What He Can Do (and What He Can’t Do)
My son can now read in Japanese—and not just within the sentences he knows from the JALUP deck. He can read parts of よつばと!for example, as well as some of the フィニアストファブ books that he (serendipitously) discovered on my bookshelf.
He doesn’t understand everything, of course. Nor does he speak much Japanese, although he was slow to speak both English and Vietnamese too—until he jumped from single words to the equivalent of very long paragraphs in one fell swoop.
He has learned enough vocabulary to enjoy some shows, however—his favorite being Dragon Ball. He also enjoys YouTube channels—his favorite being kougeisha. And he can even ask tough questions. For example, right after reading the sentence テーブルの上にテレビゲームがたくさんある, my son turned to me and asked, “Is English backwards or is Japanese backwards?”
What Does This Matter To You?
The progression of a young boy toward fluency is not exactly riveting.
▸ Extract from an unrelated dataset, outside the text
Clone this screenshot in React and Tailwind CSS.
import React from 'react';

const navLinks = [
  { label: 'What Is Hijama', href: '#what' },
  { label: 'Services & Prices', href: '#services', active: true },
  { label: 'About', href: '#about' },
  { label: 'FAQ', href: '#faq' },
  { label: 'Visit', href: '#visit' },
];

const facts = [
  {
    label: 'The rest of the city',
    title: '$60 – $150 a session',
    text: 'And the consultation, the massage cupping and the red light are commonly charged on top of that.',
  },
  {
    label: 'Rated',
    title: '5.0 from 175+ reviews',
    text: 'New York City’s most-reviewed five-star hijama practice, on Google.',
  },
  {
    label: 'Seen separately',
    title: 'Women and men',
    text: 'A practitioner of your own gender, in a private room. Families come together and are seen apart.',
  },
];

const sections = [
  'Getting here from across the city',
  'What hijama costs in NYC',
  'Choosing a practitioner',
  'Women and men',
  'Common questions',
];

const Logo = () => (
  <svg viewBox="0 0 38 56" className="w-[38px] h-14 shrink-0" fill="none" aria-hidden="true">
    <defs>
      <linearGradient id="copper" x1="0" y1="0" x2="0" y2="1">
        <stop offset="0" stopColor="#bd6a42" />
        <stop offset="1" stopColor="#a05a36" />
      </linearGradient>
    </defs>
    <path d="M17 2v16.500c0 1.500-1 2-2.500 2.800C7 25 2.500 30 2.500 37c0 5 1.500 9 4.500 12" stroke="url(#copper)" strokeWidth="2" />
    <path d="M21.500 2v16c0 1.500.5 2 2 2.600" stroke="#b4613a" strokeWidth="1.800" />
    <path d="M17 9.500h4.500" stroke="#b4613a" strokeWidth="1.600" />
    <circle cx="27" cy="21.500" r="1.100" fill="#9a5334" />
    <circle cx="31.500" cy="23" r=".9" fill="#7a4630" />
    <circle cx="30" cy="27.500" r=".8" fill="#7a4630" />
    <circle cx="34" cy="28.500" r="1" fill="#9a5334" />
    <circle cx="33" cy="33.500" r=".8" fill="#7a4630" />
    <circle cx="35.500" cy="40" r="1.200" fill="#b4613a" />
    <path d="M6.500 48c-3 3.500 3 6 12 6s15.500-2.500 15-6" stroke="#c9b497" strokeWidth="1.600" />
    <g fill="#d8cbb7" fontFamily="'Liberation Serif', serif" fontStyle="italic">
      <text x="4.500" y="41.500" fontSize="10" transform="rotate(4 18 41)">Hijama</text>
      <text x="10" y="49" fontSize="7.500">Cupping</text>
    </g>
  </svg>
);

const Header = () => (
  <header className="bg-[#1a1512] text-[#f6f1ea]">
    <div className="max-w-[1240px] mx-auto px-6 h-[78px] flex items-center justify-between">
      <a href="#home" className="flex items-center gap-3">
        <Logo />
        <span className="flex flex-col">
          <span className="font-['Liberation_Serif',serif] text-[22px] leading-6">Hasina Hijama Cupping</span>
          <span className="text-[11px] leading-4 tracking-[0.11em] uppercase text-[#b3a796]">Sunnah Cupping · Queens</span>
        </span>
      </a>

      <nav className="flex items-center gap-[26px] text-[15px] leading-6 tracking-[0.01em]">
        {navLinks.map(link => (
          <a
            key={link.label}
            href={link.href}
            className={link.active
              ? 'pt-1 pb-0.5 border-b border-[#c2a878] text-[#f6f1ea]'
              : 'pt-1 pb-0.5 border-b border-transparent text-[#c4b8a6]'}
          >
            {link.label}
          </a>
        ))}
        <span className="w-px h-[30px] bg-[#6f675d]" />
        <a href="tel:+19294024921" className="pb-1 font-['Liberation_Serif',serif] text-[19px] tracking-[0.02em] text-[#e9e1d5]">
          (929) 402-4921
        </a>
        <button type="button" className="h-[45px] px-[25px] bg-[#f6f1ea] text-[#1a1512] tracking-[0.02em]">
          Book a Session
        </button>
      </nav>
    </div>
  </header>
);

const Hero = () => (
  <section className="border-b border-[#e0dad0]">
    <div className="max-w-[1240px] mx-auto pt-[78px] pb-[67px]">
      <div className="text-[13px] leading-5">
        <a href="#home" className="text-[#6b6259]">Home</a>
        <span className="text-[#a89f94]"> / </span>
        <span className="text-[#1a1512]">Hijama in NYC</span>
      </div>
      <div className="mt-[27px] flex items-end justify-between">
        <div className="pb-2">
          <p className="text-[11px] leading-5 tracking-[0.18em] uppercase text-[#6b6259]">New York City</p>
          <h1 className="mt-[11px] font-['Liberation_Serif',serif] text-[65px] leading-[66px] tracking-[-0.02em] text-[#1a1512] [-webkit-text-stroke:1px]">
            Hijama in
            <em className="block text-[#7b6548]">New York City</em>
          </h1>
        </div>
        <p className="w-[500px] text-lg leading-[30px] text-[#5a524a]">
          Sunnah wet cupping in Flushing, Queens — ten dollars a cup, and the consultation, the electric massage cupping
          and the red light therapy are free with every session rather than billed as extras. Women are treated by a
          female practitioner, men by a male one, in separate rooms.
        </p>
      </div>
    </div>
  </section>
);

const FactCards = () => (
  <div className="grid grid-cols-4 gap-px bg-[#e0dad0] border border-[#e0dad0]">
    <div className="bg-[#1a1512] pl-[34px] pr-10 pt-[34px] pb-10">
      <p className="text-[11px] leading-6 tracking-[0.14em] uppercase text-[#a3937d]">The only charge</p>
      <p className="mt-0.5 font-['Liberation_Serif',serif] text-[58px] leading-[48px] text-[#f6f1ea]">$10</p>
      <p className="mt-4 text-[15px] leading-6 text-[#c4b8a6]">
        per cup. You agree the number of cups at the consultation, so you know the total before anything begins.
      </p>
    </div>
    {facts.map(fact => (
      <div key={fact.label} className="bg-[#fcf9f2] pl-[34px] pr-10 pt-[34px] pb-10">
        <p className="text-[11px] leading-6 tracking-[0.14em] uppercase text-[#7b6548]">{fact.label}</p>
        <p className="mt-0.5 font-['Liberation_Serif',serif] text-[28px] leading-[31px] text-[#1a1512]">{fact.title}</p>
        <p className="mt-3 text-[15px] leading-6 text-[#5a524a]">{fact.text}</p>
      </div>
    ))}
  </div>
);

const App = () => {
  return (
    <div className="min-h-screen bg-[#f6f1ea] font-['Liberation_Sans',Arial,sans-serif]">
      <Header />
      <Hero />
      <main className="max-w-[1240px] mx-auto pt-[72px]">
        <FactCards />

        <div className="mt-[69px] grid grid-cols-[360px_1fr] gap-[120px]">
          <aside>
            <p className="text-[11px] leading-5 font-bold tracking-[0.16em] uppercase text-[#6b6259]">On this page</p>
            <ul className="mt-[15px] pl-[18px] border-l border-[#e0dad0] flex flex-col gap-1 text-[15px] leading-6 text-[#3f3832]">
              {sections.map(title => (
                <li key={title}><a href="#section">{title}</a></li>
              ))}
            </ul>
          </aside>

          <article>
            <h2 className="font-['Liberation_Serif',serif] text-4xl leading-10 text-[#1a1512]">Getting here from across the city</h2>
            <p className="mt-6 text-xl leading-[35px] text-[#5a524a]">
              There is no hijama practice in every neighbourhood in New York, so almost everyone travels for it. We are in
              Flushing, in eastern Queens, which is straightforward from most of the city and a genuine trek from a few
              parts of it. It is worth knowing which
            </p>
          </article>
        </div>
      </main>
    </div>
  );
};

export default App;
But it’s worth paying attention to, and perhaps caring enough about to get motivated by. If a child can show up each day and take two steps toward fluency, what can you do each day and how far will that take you over the next year?
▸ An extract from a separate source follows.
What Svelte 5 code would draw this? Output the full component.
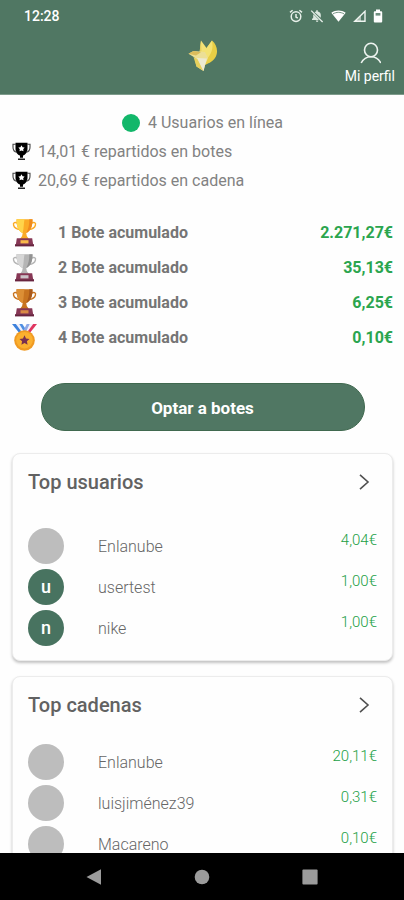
<script>
  const totals = ['14,01 € repartidos en botes', '20,69 € repartidos en cadena'];

  const pots = [
    { kind: 'gold', label: '1 Bote acumulado', amount: '2.271,27€' },
    { kind: 'silver', label: '2 Bote acumulado', amount: '35,13€' },
    { kind: 'bronze', label: '3 Bote acumulado', amount: '6,25€' },
    { kind: 'medal', label: '4 Bote acumulado', amount: '0,10€' }
  ];

  const cupColors = {
    gold: { light: '#ffd54a', mid: '#fbab26', dark: '#ef8a1d', plate: '#f9b94a' },
    silver: { light: '#d6d6d6', mid: '#b5b5b5', dark: '#929292', plate: '#cbc3c8' },
    bronze: { light: '#dc8f35', mid: '#c87420', dark: '#a9591a', plate: '#d98a45' }
  };

  const boards = [
    {
      title: 'Top usuarios',
      roomy: true,
      rows: [
        { name: 'Enlanube', initial: '', amount: '4,04€' },
        { name: 'usertest', initial: 'u', amount: '1,00€' },
        { name: 'nike', initial: 'n', amount: '1,00€' }
      ]
    },
    {
      title: 'Top cadenas',
      roomy: false,
      rows: [
        { name: 'Enlanube', initial: '', amount: '20,11€' },
        { name: 'luisjiménez39', initial: '', amount: '0,31€' },
        { name: 'Macareno', initial: '', amount: '0,10€' }
      ]
    }
  ];
</script>

<div class="screen">
  <header>
    <div class="status">
      <span>12:28</span>
      <div class="status-icons">
        <svg width="14" height="14" viewBox="0 0 14 14" fill="none" stroke="#e8f0ea" stroke-width="1.5">
          <circle cx="7" cy="7.6" r="4.8" />
          <path d="M7 5v3l1.8 1.2M1 3.4 3.6 1.2M13 3.4 10.4 1.2" />
        </svg>
        <svg width="14" height="14" viewBox="0 0 14 14">
          <path d="M4.6 3.3A3.6 3.6 0 0 1 6.2 2.4V1.2h1.6v1.2A3.7 3.7 0 0 1 10.8 6v2.8zM3.4 5.2 9 10.9H2v-1l1.2-1.2V6zM5.8 11.6h2.6a1.3 1.3 0 0 1-2.6 0z" fill="#dce8e0" />
          <path d="M1.2 1.6 12.6 13" stroke="#e8f0ea" stroke-width="1.3" />
        </svg>
        <svg width="15" height="12" viewBox="0 0 15 12">
          <path d="M.3 2.8C4.5-.4 10.5-.4 14.7 2.8L7.5 11.8z" fill="#fff" />
          <path d="M2 3.9C5.5 1.8 9.5 1.8 13 3.9" fill="none" stroke="#507763" stroke-width=".8" />
        </svg>
        <svg width="13" height="12" viewBox="0 0 13 12">
          <path d="M1.8 11.2 12 1.3v9.9z" fill="none" stroke="#f0f5f1" stroke-width="1.4" />
          <path d="M2 11.2 8 5.4v5.8z" fill="#f0f5f1" opacity=".55" />
        </svg>
        <svg width="10" height="14" viewBox="0 0 10 14">
          <path d="M3 .6h4v1.6h1.2q1 0 1 1v9.2q0 1-1 1H1.8q-1 0-1-1V3.2q0-1 1-1H3z" fill="#fff" />
          <path d="M2.6 4h4.8v2.6H2.600z" fill="#6f9080" />
        </svg>
      </div>
    </div>
    <div class="bar">
      <svg class="logo" width="32" height="32" viewBox="0 0 32 32" role="img" aria-label="Logo">
        <path d="M15 .5 20.500 8 19 14 13.500 13z" fill="#f3e277" />
        <path d="M15 .5 15.500 11 13.500 13z" fill="#e5d05c" />
        <path d="M26 .5C31.500 5 32.500 13 29 18 26 22.500 21.500 23.500 19 25L15.500 15z" fill="#e8ce45" />
        <path d="M26 .5C27.500 8 26 14 19 21L14.500 14 18.500 9.500 20.500 8z" fill="#f3e272" />
        <path d="M2.500 13.700 7.500 11 19 12 22 18 19 25 17.500 31 10.500 26.500 8.500 17.500z" fill="#ecdf96" />
        <path d="M2.500 13.700 7.500 11 15 12.300 10 15.500z" fill="#dcbc5c" />
        <path d="M7.500 17 12 19.500 17.500 31 10.500 26.500z" fill="#e6d05c" />
        <path d="M11 18 21 18.500 19 25 17.500 31z" fill="#ede9d0" />
      </svg>
      <a class="profile" href="#perfil">
        <svg width="22" height="22" viewBox="0 0 22 22" fill="none" stroke="#eef4f0" stroke-width="1.6">
          <ellipse cx="12" cy="8" rx="6.5" ry="6.7" />
          <path d="M2.200 21C4.200 17 7.500 14.700 12 14.700S19.800 17 21.800 21" />
        </svg>
        <span>Mi perfil</span>
      </a>
    </div>
  </header>

  <main>
    <p class="online"><i class="dot"></i>4 Usuarios en línea</p>
    {#each totals as total}
      <p class="total">
        <svg width="19" height="20" viewBox="0 0 19 20">
          <path d="M3.500.8h12v5.700c0 3.900-2.200 6.400-4.500 7.100v2.100H8v-2.100C5.700 12.900 3.500 10.400 3.500 6.500z" fill="#000" />
          <path d="M4 2.300H1v2.900c0 3 1.600 4.700 4 5M15 2.300h3v2.900c0 3-1.600 4.700-4 5" fill="none" stroke="#444" stroke-width="1.100" />
          <path d="M6 16.500h7V18H6z" fill="#222" />
          <path d="m9.500 3.300 1.100 1.900 2 .4-1.400 1.600.3 2.100-2-.9-2 .9.300-2.100-1.400-1.600 2-.4z" fill="#fff" />
        </svg>
        {total}
      </p>
    {/each}

    <ul class="pots">
      {#each pots as pot}
        <li>
          {#if pot.kind === 'medal'}
            <svg width="26" height="30" viewBox="0 0 26 30">
              <path d="M0 1h5.500l8 9.500-3.500 3z" fill="#3d82dc" />
              <path d="M3.800 1h3.500l6.500 8-1.800 3z" fill="#f1f1fb" />
              <path d="M7.300 1h3l3 4.500L11.500 8z" fill="#4f8fe2" />
              <path d="M25 1h-5.500l-8 9.500 3.500 3z" fill="#e0355f" />
              <path d="M21.200 1h-3.500l-6.500 8 1.800 3z" fill="#f5f0fa" />
              <path d="M17.700 1h-3l-4 8 2 2.500z" fill="#8fa9e6" />
              <circle cx="12.500" cy="17.500" r="10.300" fill="#f09a22" />
              <circle cx="12.500" cy="17.200" r="8.300" fill="#fbb02f" />
              <path d="m12.500 12.300 1.500 3.200 3.500.4-2.600 2.400.7 3.500-3.100-1.700-3.100 1.700.7-3.500-2.600-2.400 3.500-.4z" fill="#782f50" />
            </svg>
          {:else}
            {@const c = cupColors[pot.kind]}
            <svg width="26" height="30" viewBox="0 0 26 30">
              <path d="M6 5.300C3 3.600.8 4.600 1.600 7.300c.7 2.500 3.400 4 6.500 4.300M19 5.300c3-1.700 5.200-.7 4.400 2-.7 2.500-3.400 4-6.500 4.300" fill="none" stroke={c.mid} stroke-width="1.400" />
              <path d="M4.500 1.200h16c.2 7-1.900 11.900-6.300 13.700l.6 3.200 2.100 3H8l2.100-3 .6-3.200C6.300 13.100 4.300 8.200 4.500 1.200z" fill={c.mid} />
              <path d="M4.500 1.200h8c-1 5-.5 9-1.800 13.700C6.300 13.100 4.300 8.200 4.500 1.200z" fill={c.light} />
              <path d="M17.300 1.200h3.200c.2 7-1.900 11.900-6.300 13.700 2.200-4 3.200-8.200 3.100-13.700z" fill={c.dark} />
              <path d="M4.800 20.200h15.400l1 6.500H3.800z" fill="#873755" />
              <path d="M3 26.200h19v2.200H3z" fill="#68243f" />
              <path d="M8.500 22.200h8v3.200h-8z" fill={c.plate} />
            </svg>
          {/if}
          <span class="pot-label">{pot.label}</span>
          <span class="pot-amount">{pot.amount}</span>
        </li>
      {/each}
    </ul>

    <button class="cta" type="button">Optar a botes</button>

    {#each boards as board}
      <section class="card" class:roomy={board.roomy}>
        <a class="card-head" href="#ranking">
          <h2>{board.title}</h2>
          <svg width="12" height="18" viewBox="0 0 12 18" fill="none" stroke="#505050" stroke-width="1.600">
            <path d="m2 1.800 8 7.200-8 7.200" />
          </svg>
        </a>
        <ul>
          {#each board.rows as row}
            <li class="user">
              <span class="avatar" class:filled={row.initial}>{row.initial}</span>
              <span class="name">{row.name}</span>
              <span class="amount">{row.amount}</span>
            </li>
          {/each}
        </ul>
      </section>
    {/each}
  </main>

  <nav>
    <button type="button" aria-label="Atrás">
      <svg width="16" height="16" viewBox="0 0 16 16"><path d="M.5 8 15 .3v15.400z" fill="#9b9b9b" /></svg>
    </button>
    <button type="button" aria-label="Inicio">
      <svg width="16" height="16" viewBox="0 0 16 16"><circle cx="8" cy="8" r="7.300" fill="#9b9b9b" /></svg>
    </button>
    <button type="button" aria-label="Recientes">
      <svg width="16" height="16" viewBox="0 0 16 16"><rect x=".4" y=".4" width="15.200" height="15.200" rx="1" fill="#9b9b9b" /></svg>
    </button>
  </nav>
</div>

<style>
  .screen {
    display: flex;
    flex-direction: column;
    height: 100vh;
    overflow: hidden;
    background: #fefefe;
    color: #828282;
    font: 16px/20px Roboto, 'Liberation Sans', sans-serif;
  }

  p,
  h2,
  ul {
    margin: 0;
    padding: 0;
    list-style: none;
  }

  a {
    color: inherit;
    text-decoration: none;
  }

  svg {
    display: block;
    flex: none;
  }

  header {
    flex: none;
    background: #507763;
    color: #fff;
    border-bottom: 1px solid #7d9b8b;
  }

  .status {
    display: flex;
    align-items: center;
    justify-content: space-between;
    height: 32px;
    padding: 0 21px 0 24px;
    font-size: 14px;
    font-weight: 500;
  }

  .status-icons {
    display: flex;
    align-items: center;
    gap: 7px;
  }

  .bar {
    display: grid;
    grid-template-columns: 1fr auto 1fr;
    height: 62px;
  }

  .logo {
    grid-column: 2;
    margin-top: 8px;
  }

  .profile {
    justify-self: end;
    display: flex;
    flex-direction: column;
    align-items: center;
    gap: 2px;
    padding: 10px 9px 0 0;
    font-size: 14px;
  }

  main {
    flex: 1;
    min-height: 0;
    overflow: hidden;
    padding: 13px 11px 0 12px;
  }

  .online,
  .total {
    display: flex;
    align-items: center;
    height: 29px;
  }

  .online {
    justify-content: center;
    gap: 8px;
  }

  .dot {
    width: 18px;
    height: 18px;
    border-radius: 50%;
    background: #12b76a;
  }

  .total {
    gap: 7px;
  }

  .pots {
    padding: 20px 0 28px;
  }

  .pots li {
    display: flex;
    align-items: center;
    height: 35px;
    font-weight: 700;
  }

  .pot-label {
    flex: 1;
    padding-left: 20px;
    color: #757575;
  }

  .pot-amount {
    color: #2ba54e;
  }

  .cta {
    display: block;
    width: calc(100% - 57px);
    height: 48px;
    margin: 0 auto 22px;
    padding: 2px 0 0;
    border: 1px solid #40694f;
    border-radius: 24px;
    background: #507763;
    color: #fff;
    font: 700 17px/20px Roboto, 'Liberation Sans', sans-serif;
  }

  .card {
    margin-bottom: 15px;
    padding: 12px 15px;
    border: 1px solid #ececec;
    border-radius: 8px;
    background: #fefefe;
    box-shadow: 0 2px 3px rgba(0, 0, 0, 0.24);
  }

  .card-head {
    display: flex;
    align-items: center;
    justify-content: space-between;
    height: 32px;
    margin-bottom: 20px;
    padding-right: 7px;
  }

  .roomy .card-head {
    margin-bottom: 27px;
  }

  h2 {
    color: #626262;
    font-size: 20px;
    line-height: 24px;
    font-weight: 500;
  }

  .user {
    display: flex;
    align-items: center;
    height: 41px;
  }

  .avatar {
    width: 36px;
    height: 36px;
    border-radius: 50%;
    background: #bdbdbd;
    color: #fff;
    font-size: 18px;
    font-weight: 500;
    line-height: 36px;
    text-align: center;
  }

  .avatar.filled {
    background: #487360;
  }

  .name {
    flex: 1;
    padding: 2px 0 0 34px;
    color: #666;
    line-height: 18px;
    font-weight: 300;
  }

  .amount {
    align-self: flex-start;
    padding-top: 5px;
    color: #22a046;
    font-size: 15px;
    font-weight: 300;
  }

  nav {
    flex: none;
    display: flex;
    align-items: center;
    justify-content: space-between;
    height: 47px;
    padding: 0 86px;
    background: #000;
  }

  nav button {
    padding: 0;
    border: 0;
    background: none;
  }
</style>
I love reading books in Japanese and plan to start translating them into English in 2015.
That’s inspiring. And your son is beautiful and bright. You’re giving each other a great gift!
It’s definitely been a fun adventure together and I’m glad to hear you found the above part of it inspiring.
> For example, right after reading the sentence テーブルの上にテレビゲームがたくさんある, my son turned to me and asked, “Is English backwards or is Japanese backwards?”
Ha, that’s so awesome! You’ve got a real bright kid on your hands :D
> The progression of a young boy toward fluency is not exactly riveting.
I’m gonna have to disagree there. This was an excellent post, and definitely inspiring. I look forward to hearing more!
Yeah I’m with ジャック on this. The occasional stories we see about your little guy tackling Japanese are fascinating. Keep ’em coming! =)
Thanks for the encouragement, guys. I’m excited to make the next post in this series in…six or seven months!
Agreed. This was a fun read and very inspiring.
How do you plan to teach him Kanji?
Last year we read 漢字なりたちブック, which is kind of like a native version of RTK for Japanese kids, and also played kanji bingo a lot, which I made myself using the 80 kanji covered in the book.
Then, while working through the JALUP beginner deck, or reading a couple of the 10分で読める books, he’d variously hear how each kanji is read or read it himself (thanks to the furigana).
This year, he is going through JALUP’s Kanji Kingdom, and will start working with a cool book a friend of mine from Japan got him called はじめてのかん字. It’s from Kumon, better known outside of Japan for the math worksheets, and it’s both part of a larger series and very well done.
I’ve also been teaching Japanese to my sibling. If you ever decide to use RTK with him, TRY TO AVOID ANKI . I repeat, TRY TO AVOID ANKI (whenever you can). Memrise is faaar better and superior (and faster in a way) if you plan to go slow (like 5 kanji/day). I particularly like “Help me remember this feature”, which is basically community created stories.
Give it a shot: http://www.memrise.com/course/126327/remembering-the-kanji-6th-edition/
I’ve never thought about it before but I think the little guy is right, which one is backwards??
Try to action “I Eat Candy”. If you are like 99% people you’d have first pointed the finger at yourself, then the candy, and then finally gestured “eat” (by ,say, pointing at your mouth). (Now that you consciously know about this fact, your brain might resist). Subject-Object-Verb.This was a small experiment that was conducted with people across different cultures, where they were asked to perform various gestures. The results? Human brain works like Japanese particles. Our natural instinct is always Subject-Object-Verb. So it might seem as English is backwards.
However, it is easier on our brains if we move in a Subject Verb Object manner, because most of the meaning of any sentence is concentrated around Verb, and saying it earlier means (just a little bit more) efficient communication.
Reference:http://www.telegraph.co.uk/news/science/science-news/3345965/Hand-gestures-are-universal-language.html
Manan, I have never thought of it like that before with the gestured actions. I agree with you, it does seem that English is the one a little backwards lol.
Try hebrew VSO haha
Like I said, it’s a tough question! I was happy that he was enough at home in both languages to not conclude that one was “backwards” immediately, and also surprised that he could name what was behind the feeling he had in reading that sentence as contrasted with reading an English (or Vietnamese) sentence. It’s actually a big conceptual step to name that explicictly; for a five-year-old it’s practically unheard of.
Anyway, we ended up talking about this question for a while, seeing how one language or the other could be considered “backwards.” We saw, for example, how it changes relative to your standard of reference, because words like “backwards” or “forwards,” “up” or “down,” “left” or “right” are relative.
It was the kind of intellectual conversation I love, one that’s challenging, where you even have to think of what a solution to the problem might look like. And then, because it was after all with a five-year-old, we probably went on to talk about something completely random (like how he would definitely beat a baby in a martial arts tournament).
Strangely enough I’d have gone with candy-I-eat as the what is being eaten seems more important than saying who is eating in this example. (coming from someone with French/English/Spanish background) But the Japanese word order seems just as natural to me.